● **Dataset section**

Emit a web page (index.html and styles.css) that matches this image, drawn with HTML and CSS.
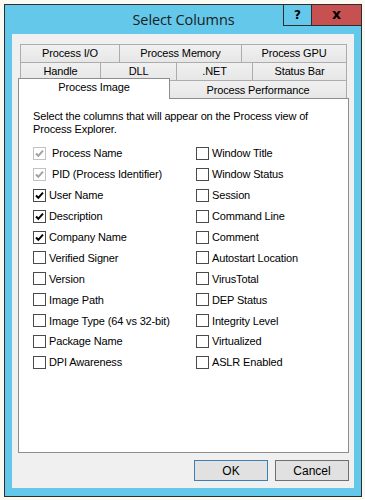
FILE: index.html
```html
<!DOCTYPE html>
<html lang="en">
<head>
    <meta charset="UTF-8">
    <meta name="viewport" content="width=device-width, initial-scale=1.0">
    <title>Select Columns</title>
    <link rel="stylesheet" href="styles.css">
</head>
<body>

    <div class="window">
        <div class="titlebar">
            <span class="title">Select Columns</span>
            <div class="caption">
                <span class="cap help">?</span>
                <span class="cap close">x</span>
            </div>
        </div>

        <div class="client">
            <div class="tab-row row1">
                <div class="tab">Process I/O</div>
                <div class="tab">Process Memory</div>
                <div class="tab last">Process GPU</div>
            </div>
            <div class="tab-row row2">
                <div class="tab">Handle</div>
                <div class="tab">DLL</div>
                <div class="tab">.NET</div>
                <div class="tab last">Status Bar</div>
            </div>
            <div class="tab-row row3">
                <div class="tab selected">Process Image</div>
                <div class="tab last perf">Process Performance</div>
            </div>

            <div class="panel">
                <p class="intro">Select the columns that will appear on the Process view of Process Explorer.</p>
                <div class="columns">
                    <div class="col">
                        <div class="check disabled on"><span class="box"><svg viewBox="0 0 11 11"><polyline points="2,5.5 4.3,7.8 9,2.6"/></svg></span><span class="label">Process Name</span></div>
                        <div class="check disabled on"><span class="box"><svg viewBox="0 0 11 11"><polyline points="2,5.5 4.3,7.8 9,2.6"/></svg></span><span class="label">PID (Process Identifier)</span></div>
                        <div class="check on"><span class="box"><svg viewBox="0 0 11 11"><polyline points="2,5.5 4.3,7.8 9,2.6"/></svg></span><span class="label">User Name</span></div>
                        <div class="check on"><span class="box"><svg viewBox="0 0 11 11"><polyline points="2,5.5 4.3,7.8 9,2.6"/></svg></span><span class="label">Description</span></div>
                        <div class="check on"><span class="box"><svg viewBox="0 0 11 11"><polyline points="2,5.5 4.3,7.8 9,2.6"/></svg></span><span class="label">Company Name</span></div>
                        <div class="check"><span class="box"></span><span class="label">Verified Signer</span></div>
                        <div class="check"><span class="box"></span><span class="label">Version</span></div>
                        <div class="check"><span class="box"></span><span class="label">Image Path</span></div>
                        <div class="check"><span class="box"></span><span class="label">Image Type (64 vs 32-bit)</span></div>
                        <div class="check"><span class="box"></span><span class="label">Package Name</span></div>
                        <div class="check"><span class="box"></span><span class="label">DPI Awareness</span></div>
                    </div>
                    <div class="col">
                        <div class="check"><span class="box"></span><span class="label">Window Title</span></div>
                        <div class="check"><span class="box"></span><span class="label">Window Status</span></div>
                        <div class="check"><span class="box"></span><span class="label">Session</span></div>
                        <div class="check"><span class="box"></span><span class="label">Command Line</span></div>
                        <div class="check"><span class="box"></span><span class="label">Comment</span></div>
                        <div class="check"><span class="box"></span><span class="label">Autostart Location</span></div>
                        <div class="check"><span class="box"></span><span class="label">VirusTotal</span></div>
                        <div class="check"><span class="box"></span><span class="label">DEP Status</span></div>
                        <div class="check"><span class="box"></span><span class="label">Integrity Level</span></div>
                        <div class="check"><span class="box"></span><span class="label">Virtualized</span></div>
                        <div class="check"><span class="box"></span><span class="label">ASLR Enabled</span></div>
                    </div>
                </div>
            </div>

            <div class="buttons">
                <button class="btn default">OK</button>
                <button class="btn">Cancel</button>
            </div>
        </div>
    </div>

</body>
</html>
```

FILE: styles.css
```css
body {
    margin: 0;
    background: #fafaf2;
    font-family: "Liberation Sans", Arial, sans-serif;
    font-size: 11px;
    letter-spacing: -0.15px;
    color: #000;
}

.window {
    width: 358px;
    height: 493px;
    margin: 4px 0 0 4px;
    box-sizing: border-box;
    border: 1px solid #2e2e2e;
    background: #63c8ea;
}

/* title bar */

.titlebar {
    height: 29px;
    display: grid;
    grid-template-columns: 1fr auto 1fr;
    align-items: center;
}

.title {
    grid-column: 2;
    font-family: "Open Sans", "Noto Sans", sans-serif;
    font-size: 14.5px;
    letter-spacing: -0.1px;
    color: #1c1c1c;
    padding-left: 1px;
}

.caption {
    grid-column: 3;
    justify-self: end;
    align-self: start;
    display: flex;
    margin-top: -1px;
    margin-right: -1px;
}

.cap {
    height: 22px;
    box-sizing: border-box;
    border: 1px solid #2e2e2e;
    display: flex;
    align-items: center;
    justify-content: center;
    font-weight: bold;
    font-family: "DejaVu Sans", sans-serif;
    font-size: 12px;
}

.help {
    width: 29px;
    background: #63c8ea;
}

.close {
    width: 51px;
    margin-left: -1px;
    background: #c75050;
    font-size: 14px;
    padding-bottom: 2px;
}

/* client area */

.client {
    height: 454px;
    margin: 0 7px 0 7px;
    background: #f0f0f0;
    padding-top: 10px;
    box-sizing: border-box;
}

.tab-row {
    display: grid;
    margin-left: 8px;
    height: 18px;
}

.row1 {
    grid-template-columns: 99px 122px 106px;
}

.row2 {
    grid-template-columns: 80px 76px 76px 95px;
}

.tab {
    box-sizing: border-box;
    border: 1px solid #acacac;
    border-right: none;
    border-bottom: none;
    background: linear-gradient(#f0f0f0, #e7e7e7);
    text-align: center;
    line-height: 17px;
    white-space: nowrap;
}

.tab.last {
    border-right: 1px solid #acacac;
}

.row3 {
    display: flex;
    align-items: flex-end;
    margin-left: 6px;
    margin-top: -2px;
    height: 20px;
}

.tab.selected {
    width: 152px;
    height: 21px;
    margin-bottom: -1px;
    border-color: #8d8d8d;
    border-right: 1px solid #8d8d8d;
    background: #fff;
    line-height: 16px;
    position: relative;
    z-index: 1;
}

.tab.perf {
    width: 177px;
    height: 18px;
    border-left: none;
    line-height: 19px;
}

.panel {
    width: 331px;
    height: 355px;
    margin-left: 6px;
    box-sizing: border-box;
    border: 1px solid #8d8d8d;
    background: #fff;
    padding: 11px 14px 0 14px;
}

.intro {
    margin: 0;
    line-height: 13px;
    width: 290px;
}

.columns {
    display: grid;
    grid-template-columns: 163px 1fr;
    margin-top: 7px;
}

.check {
    height: 20.9px;
    display: flex;
    align-items: center;
}

.box {
    width: 13px;
    height: 13px;
    box-sizing: border-box;
    border: 1px solid #4a4a4a;
    background: #fff;
    flex: none;
}

.box svg {
    display: block;
    width: 11px;
    height: 11px;
}

.box polyline {
    fill: none;
    stroke: #000;
    stroke-width: 2;
}

.check.disabled .box {
    border-color: #c2c2c2;
}

.check.disabled polyline {
    stroke: #a2a2a2;
}

.label {
    margin-left: 3px;
}

.check.disabled .label {
    margin-left: 6px;
}

.buttons {
    display: flex;
    justify-content: flex-end;
    gap: 7px;
    margin-top: 7px;
    margin-right: 5px;
}

.btn {
    width: 74px;
    height: 21px;
    box-sizing: border-box;
    border: 1px solid #707070;
    background: #e1e1e1;
    font-family: "Liberation Sans", Arial, sans-serif;
    font-size: 12px;
    color: #000;
    padding: 0;
}

.btn.default {
    border-color: #3c7fb1;
}
```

● **Request**
Repeat the material above verbatim. Leave the pictures behind.

● **Output for this task**
Emit a web page (index.html and styles.css) that matches this image, drawn with HTML and CSS.
FILE: index.html
```html
<!DOCTYPE html>
<html lang="en">
<head>
    <meta charset="UTF-8">
    <meta name="viewport" content="width=device-width, initial-scale=1.0">
    <title>Select Columns</title>
    <link rel="stylesheet" href="styles.css">
</head>
<body>

    <div class="window">
        <div class="titlebar">
            <span class="title">Select Columns</span>
            <div class="caption">
                <span class="cap help">?</span>
                <span class="cap close">x</span>
            </div>
        </div>

        <div class="client">
            <div class="tab-row row1">
                <div class="tab">Process I/O</div>
                <div class="tab">Process Memory</div>
                <div class="tab last">Process GPU</div>
            </div>
            <div class="tab-row row2">
                <div class="tab">Handle</div>
                <div class="tab">DLL</div>
                <div class="tab">.NET</div>
                <div class="tab last">Status Bar</div>
            </div>
            <div class="tab-row row3">
                <div class="tab selected">Process Image</div>
                <div class="tab last perf">Process Performance</div>
            </div>

            <div class="panel">
                <p class="intro">Select the columns that will appear on the Process view of Process Explorer.</p>
                <div class="columns">
                    <div class="col">
                        <div class="check disabled on"><span class="box"><svg viewBox="0 0 11 11"><polyline points="2,5.5 4.3,7.8 9,2.6"/></svg></span><span class="label">Process Name</span></div>
                        <div class="check disabled on"><span class="box"><svg viewBox="0 0 11 11"><polyline points="2,5.5 4.3,7.8 9,2.6"/></svg></span><span class="label">PID (Process Identifier)</span></div>
                        <div class="check on"><span class="box"><svg viewBox="0 0 11 11"><polyline points="2,5.5 4.3,7.8 9,2.6"/></svg></span><span class="label">User Name</span></div>
                        <div class="check on"><span class="box"><svg viewBox="0 0 11 11"><polyline points="2,5.5 4.3,7.8 9,2.6"/></svg></span><span class="label">Description</span></div>
                        <div class="check on"><span class="box"><svg viewBox="0 0 11 11"><polyline points="2,5.5 4.3,7.8 9,2.6"/></svg></span><span class="label">Company Name</span></div>
                        <div class="check"><span class="box"></span><span class="label">Verified Signer</span></div>
                        <div class="check"><span class="box"></span><span class="label">Version</span></div>
                        <div class="check"><span class="box"></span><span class="label">Image Path</span></div>
                        <div class="check"><span class="box"></span><span class="label">Image Type (64 vs 32-bit)</span></div>
                        <div class="check"><span class="box"></span><span class="label">Package Name</span></div>
                        <div class="check"><span class="box"></span><span class="label">DPI Awareness</span></div>
                    </div>
                    <div class="col">
                        <div class="check"><span class="box"></span><span class="label">Window Title</span></div>
                        <div class="check"><span class="box"></span><span class="label">Window Status</span></div>
                        <div class="check"><span class="box"></span><span class="label">Session</span></div>
                        <div class="check"><span class="box"></span><span class="label">Command Line</span></div>
                        <div class="check"><span class="box"></span><span class="label">Comment</span></div>
                        <div class="check"><span class="box"></span><span class="label">Autostart Location</span></div>
                        <div class="check"><span class="box"></span><span class="label">VirusTotal</span></div>
                        <div class="check"><span class="box"></span><span class="label">DEP Status</span></div>
                        <div class="check"><span class="box"></span><span class="label">Integrity Level</span></div>
                        <div class="check"><span class="box"></span><span class="label">Virtualized</span></div>
                        <div class="check"><span class="box"></span><span class="label">ASLR Enabled</span></div>
                    </div>
                </div>
            </div>

            <div class="buttons">
                <button class="btn default">OK</button>
                <button class="btn">Cancel</button>
            </div>
        </div>
    </div>

</body>
</html>
```

FILE: styles.css
```css
body {
    margin: 0;
    background: #fafaf2;
    font-family: "Liberation Sans", Arial, sans-serif;
    font-size: 11px;
    letter-spacing: -0.15px;
    color: #000;
}

.window {
    width: 358px;
    height: 493px;
    margin: 4px 0 0 4px;
    box-sizing: border-box;
    border: 1px solid #2e2e2e;
    background: #63c8ea;
}

/* title bar */

.titlebar {
    height: 29px;
    display: grid;
    grid-template-columns: 1fr auto 1fr;
    align-items: center;
}

.title {
    grid-column: 2;
    font-family: "Open Sans", "Noto Sans", sans-serif;
    font-size: 14.5px;
    letter-spacing: -0.1px;
    color: #1c1c1c;
    padding-left: 1px;
}

.caption {
    grid-column: 3;
    justify-self: end;
    align-self: start;
    display: flex;
    margin-top: -1px;
    margin-right: -1px;
}

.cap {
    height: 22px;
    box-sizing: border-box;
    border: 1px solid #2e2e2e;
    display: flex;
    align-items: center;
    justify-content: center;
    font-weight: bold;
    font-family: "DejaVu Sans", sans-serif;
    font-size: 12px;
}

.help {
    width: 29px;
    background: #63c8ea;
}

.close {
    width: 51px;
    margin-left: -1px;
    background: #c75050;
    font-size: 14px;
    padding-bottom: 2px;
}

/* client area */

.client {
    height: 454px;
    margin: 0 7px 0 7px;
    background: #f0f0f0;
    padding-top: 10px;
    box-sizing: border-box;
}

.tab-row {
    display: grid;
    margin-left: 8px;
    height: 18px;
}

.row1 {
    grid-template-columns: 99px 122px 106px;
}

.row2 {
    grid-template-columns: 80px 76px 76px 95px;
}

.tab {
    box-sizing: border-box;
    border: 1px solid #acacac;
    border-right: none;
    border-bottom: none;
    background: linear-gradient(#f0f0f0, #e7e7e7);
    text-align: center;
    line-height: 17px;
    white-space: nowrap;
}

.tab.last {
    border-right: 1px solid #acacac;
}

.row3 {
    display: flex;
    align-items: flex-end;
    margin-left: 6px;
    margin-top: -2px;
    height: 20px;
}

.tab.selected {
    width: 152px;
    height: 21px;
    margin-bottom: -1px;
    border-color: #8d8d8d;
    border-right: 1px solid #8d8d8d;
    background: #fff;
    line-height: 16px;
    position: relative;
    z-index: 1;
}

.tab.perf {
    width: 177px;
    height: 18px;
    border-left: none;
    line-height: 19px;
}

.panel {
    width: 331px;
    height: 355px;
    margin-left: 6px;
    box-sizing: border-box;
    border: 1px solid #8d8d8d;
    background: #fff;
    padding: 11px 14px 0 14px;
}

.intro {
    margin: 0;
    line-height: 13px;
    width: 290px;
}

.columns {
    display: grid;
    grid-template-columns: 163px 1fr;
    margin-top: 7px;
}

.check {
    height: 20.9px;
    display: flex;
    align-items: center;
}

.box {
    width: 13px;
    height: 13px;
    box-sizing: border-box;
    border: 1px solid #4a4a4a;
    background: #fff;
    flex: none;
}

.box svg {
    display: block;
    width: 11px;
    height: 11px;
}

.box polyline {
    fill: none;
    stroke: #000;
    stroke-width: 2;
}

.check.disabled .box {
    border-color: #c2c2c2;
}

.check.disabled polyline {
    stroke: #a2a2a2;
}

.label {
    margin-left: 3px;
}

.check.disabled .label {
    margin-left: 6px;
}

.buttons {
    display: flex;
    justify-content: flex-end;
    gap: 7px;
    margin-top: 7px;
    margin-right: 5px;
}

.btn {
    width: 74px;
    height: 21px;
    box-sizing: border-box;
    border: 1px solid #707070;
    background: #e1e1e1;
    font-family: "Liberation Sans", Arial, sans-serif;
    font-size: 12px;
    color: #000;
    padding: 0;
}

.btn.default {
    border-color: #3c7fb1;
}
```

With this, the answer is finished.